Throughout this piece we have looked to see what we can learn from history in trying to understand changes in the level of structural geopolitical tension in the world. We have in general argued that the broad sweep of world history suggests that the major driver of significant structural change in global levels of geopolitical tension has been the relative rise and fall of the world’s leading power. We have also suggested a number of important caveats to this view – chiefly that a dominant superpower only provides for structurally lower geopolitical tensions when it is itself internally stable. We have also sought to distinguish between a nation being an “economic” superpower (which we can broadly measure directly) and being a genuine “geopolitical” superpower (which we can’t). On this subject we have hypothesised that the level of a nations geopolitical power can roughly be estimated multiplying its relative economic power by a “geopolitical multiplier” which reflects that nations ability to amass and project force, its willingness to intervene in the affairs of the world and the extent of its “soft power”.

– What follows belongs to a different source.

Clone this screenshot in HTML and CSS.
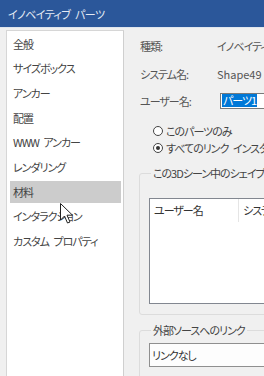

Given this analysis it strikes us that today we are in the midst of an extremely rare historical event – the relative decline of a world superpower. US global geopolitical dominance is on the wane – driven on the one hand by the historic rise of China from its disproportionate lows and on the other to a host of internal US issues, from a crisis of American confidence in the core of the US economic model to general war weariness. This is not to say that America’s position in the global system is on the brink of collapse. Far from it. The US will remain the greater of just two great powers for the foreseeable future as its “geopolitical multiplier”, boosted by its deeply embedded soft power and continuing commitment to the “free world” order, allows it to outperform its relative economic power. As America’s current Defence Secretary, Chuck Hagel, said earlier this year, “We (the USA) do not engage in the world because we are a great nation. Rather, we are a great nation because we engage in the world.” Nevertheless the US is losing its place as the sole dominant geopolitical superpower and history suggests that during such shifts geopolitical tensions structurally increase. If this analysis is correct then the rise in the past five years, and most notably in the past year, of global geopolitical tensions may well prove not temporary but structural to the current world system and the world may continue to experience more frequent, longer lasting and more far reaching geopolitical stresses than it has in at least two decades. If this is indeed the case then markets might have to price in a higher degree of geopolitical risk in the years ahead.